Julio César nos cuenta en la Guerra Civil cómo se utilizaba la kale borroka con fines políticos. El bloqueo en el Senado de la propuesta para congelar los alquileres durante cierto tiempo, da lugar en Roma a una serie sistemática de algaradas, con asesinatos incluidos, a cargo de gladiadores contratados por Celio Rufo. Ni qué decir tiene que los gladiadores en cuestión no tenían que pagar ningún alquiler a nadie. Estos profesionales de la violencia, algunos de ellos muy estimados por el público, no eran ciudadanos de primera ni nada que se le pareciese. En la política actuaban como sayones mamporreros y pare usted de contar. Eran manejados por políticos sin escrúpulos, que se aprovechaban de la falta de información y de la codicia relativa de semejantes energúmenos. Por fin, en Capua, son los mismos ciudadanos quienes rechazan a Celio, declarándolo hostis publicus, quien muere al fin asesinado a manos de caballeros de origen galo.
El error de Celio es de gran utilidad para los momentos que atravesamos. Él pensó que recaudando dinero de forma ilegal podría llegar a financiar un ejército de forzudos descerebrados. Pero no utilizaba recursos de comunicación. Podemos exponerlo así: los criminales no tenían ni idea de qué era lo que hacían ni para qué lo hacían.

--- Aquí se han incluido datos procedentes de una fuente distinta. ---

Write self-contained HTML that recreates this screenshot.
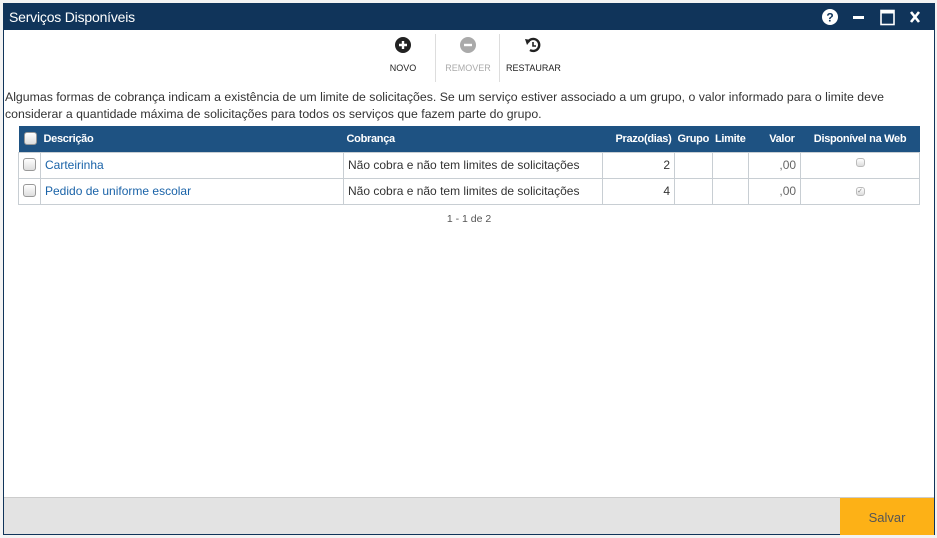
<!DOCTYPE html>
<html><head><meta charset="utf-8"><style>
*{box-sizing:border-box;margin:0;padding:0}
body{width:937px;height:538px;background:#f3f3f3;font-family:"Liberation Sans",sans-serif;position:relative;overflow:hidden}
.win{position:absolute;left:3px;top:3px;width:932px;height:532px;background:#fff;border:1px solid #10345a}
.title{position:absolute;left:0;top:0;right:0;height:26px;background:#10345a;color:#fff;font-size:14px;line-height:26px;padding-left:5px;letter-spacing:-.2px}
.tb{position:absolute;top:33px;font-size:9px;color:#222;text-align:center}
.sep{position:absolute;top:30px;width:1px;height:48px;background:#ddd}
.desc{position:absolute;left:1px;top:85px;width:920px;font-size:12.3px;color:#333;line-height:17px}
table{position:absolute;left:14px;top:122px;width:902px;border-collapse:collapse;font-size:12px}
th{background:#1e5282;color:#fff;font-size:11px;font-weight:bold;height:26px;text-align:left;padding:0 3px;letter-spacing:-.3px}
td{border:1px solid #c8ced3;height:26px;padding:0 4px;color:#333}
td a{color:#1a63a8}
.cb{display:inline-block;width:13px;height:13px;border:1px solid #999;border-radius:3px;background:linear-gradient(#fff,#ddd);vertical-align:middle}
.r{text-align:right}.c{text-align:center}
.foot{position:absolute;left:0;bottom:0;width:930px;height:37px;background:#e3e3e3;border-top:1px solid #ccc}
.salvar{position:absolute;right:0;top:0;width:94px;height:37px;background:#fdb116;color:#555;font-size:13px;text-align:center;line-height:40px}
</style></head><body>
<div class="win">
<div class="title">Serviços Disponíveis
<svg style="position:absolute;left:818px;top:5px" width="100" height="17">
<circle cx="8" cy="8" r="8" fill="#fff"/><text x="8" y="12.5" font-size="12" font-weight="bold" text-anchor="middle" fill="#10345a" font-family="Liberation Sans">?</text>
<rect x="31" y="7" width="11" height="3" fill="#fff"/>
<rect x="59" y="1.5" width="13" height="14" fill="none" stroke="#fff" stroke-width="1.6"/><rect x="59" y="1.5" width="13" height="3" fill="#fff"/>
<path d="M89 3 L97 13 M97 3 L89 13" stroke="#fff" stroke-width="2.6"/>
</svg></div>
<div class="tb" style="left:382px;width:34px"><svg width="16" height="16"><circle cx="8" cy="8" r="8" fill="#222"/><path d="M8 4v8M4 8h8" stroke="#fff" stroke-width="2.4"/></svg><div style="margin-top:8px">NOVO</div></div>
<div class="sep" style="left:431px"></div>
<div class="tb" style="left:440px;width:48px;color:#aaa"><svg width="16" height="16"><circle cx="8" cy="8" r="8" fill="#aaa"/><path d="M4 8h8" stroke="#fff" stroke-width="2.4"/></svg><div style="margin-top:8px">REMOVER</div></div>
<div class="sep" style="left:495px"></div>
<div class="tb" style="left:502px;width:54px"><svg width="18" height="16"><path d="M4 5 A6 6 0 1 1 6 13" fill="none" stroke="#222" stroke-width="2.4"/><path d="M1 2 L7 3 L3 8Z" fill="#222"/><path d="M9 5v4h3" fill="none" stroke="#222" stroke-width="1.6"/></svg><div style="margin-top:8px">RESTAURAR</div></div>
<div class="desc">Algumas formas de cobrança indicam a existência de um limite de solicitações. Se um serviço estiver associado a um grupo, o valor informado para o limite deve considerar a quantidade máxima de solicitações para todos os serviços que fazem parte do grupo.</div>
<table>
<tr><th style="width:22px;padding-left:5px"><span class="cb"></span></th><th style="width:303px">Descrição</th><th style="width:259px">Cobrança</th><th class="r" style="width:72px">Prazo(dias)</th><th style="width:36px">Grupo</th><th style="width:36px">Limite</th><th class="r" style="width:52px;padding-right:6px">Valor</th><th class="c">Disponível na Web</th></tr>
<tr><td style="padding-left:4px;vertical-align:top;padding-top:4px"><span class="cb"></span></td><td><a>Carteirinha</a></td><td>Não cobra e não tem limites de solicitações</td><td class="r">2</td><td></td><td></td><td class="r" style="color:#666">,00</td><td class="c"><span class="cb" style="width:9px;height:9px;border-color:#bbb;vertical-align:2px"></span></td></tr>
<tr><td style="padding-left:4px;vertical-align:top;padding-top:4px"><span class="cb"></span></td><td><a>Pedido de uniforme escolar</a></td><td>Não cobra e não tem limites de solicitações</td><td class="r">4</td><td></td><td></td><td class="r" style="color:#666">,00</td><td class="c"><span class="cb" style="width:9px;height:9px;border-color:#bbb;font-size:7px;line-height:7px;color:#888;vertical-align:2px">✓</span></td></tr>
</table>
<div style="position:absolute;left:0;width:930px;top:209px;text-align:center;font-size:10.5px;color:#555">1 - 1 de 2</div>
<div class="foot"><div class="salvar">Salvar</div></div>
</div>
</body></html>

Hace unos días les mostré algunos comentarios acerca de los planteamientos actuales en el contexto del Dilema del Prisionero (enlace al artículo de referencia). Permítanme abundar más en este sentido: por una parte, los terroristas, en general, creen que los interlocutores en su macabro juego son los representantes de los ciudadanos, cuando no es así: son los ciudadanos de uno en uno, y no las estructuras políticas, es decir, se trata de la misma sociedad civil. Todos y cada uno de los individuos emocionalmente afectados por la barbarie, en la mente del profesional del terror, deberían plegarse ante sus exigencias, reclamando el cumplimiento de las mismas a través de los mecanismos de representación política adecuados. Sin embargo, sucede todo lo contrario, ya que los actos de terror rearman moralmente a la población. Evidentemente, esta situación intensifica el conflicto creando una retroalimentación que consiste en la persistencia en los actos de terror y el consecuente rearme moral de la sociedad civil, con lo que se introduce un esquema que sólo genera dolor y sólo eso.
Es obvio que no todo el mundo soporta la tensión de este juego y que se producen quiebras de opinión, desistimientos morales e incluso síndromes de adherencia ideológica hacia la fuente del conflicto. Que quede claro que nadie tiene la menor obligación moral o formal de ser un héroe, ni siquiera en el terreno de la fantasía.
Piensen por ejemplo en los recursos económicos aplicados por las organizaciones afectas a Bin Laden. Según GloboNews estaríamos hablando de 300 millones de dólares y según El País (de Colombia) y otros medios, de 5.000 millones de dólares, lo que ya resulta un poco más difícil de creer, aunque nunca se sabe. Los tres cientos millones de dólares equivalen a 54.000 millones de pesetas, es decir, cuatro veces más que lo que el Ministerio de Medio Ambiente español dedica a recursos hidráulicos. Tengan la seguridad de que con una cifra así se puede crear una buena cantidad de puestos de trabajo, directos e indirectos. Su efectividad, además, sería contundente en áreas deprimidas (recordemos el ejemplo de la Banca Grameen la cual, por cierto, cualquier día puede convertirse en un objetivo terrorista, exactamente igual que una misión cristiana, una leprosería o cualquier otra entidad humanitaria: los terroristas no soportan la menor manifestación de éxito).
La creación de una campaña de opinión favorable en el mundo occidental, con la correspondiente captación de fondos no supondría más allá de 500 millones de pesetas destinados a acciones de lobbying y publicidad; además, es sumamente probable que la campaña se amortizase a si misma.
Insisto en este aspecto porque ya empieza a resultar excesiva la ingenuidad de presuntos analistas que insisten en que los nobles propósitos de los terroristas se centran en el remedio de la pobreza. La única pobreza que realmente les inquieta es la de los fabricantes de armas.
El insinuar que Naciones Unidas no asume el compromiso contra la pobreza es sencillamente una memez. Harina de otro costal es que la ciudadanía occidental, henchida de cerveza y fútbol, no preste la menor atención a la intensa labor de aquellas instituciones que, paradójicamente, esa misma ciudadanía mantiene. Pero esa es exactamente la actitud que la ciudadanía ha venido manteniendo con relación a los misioneros desde hace siglos.
Nos debería importar un bledo que las reglas nefastas dirijan nuestro modo de pensar y de someternos a los acontecimientos desde hace siglos. Es hora de romper esas reglas.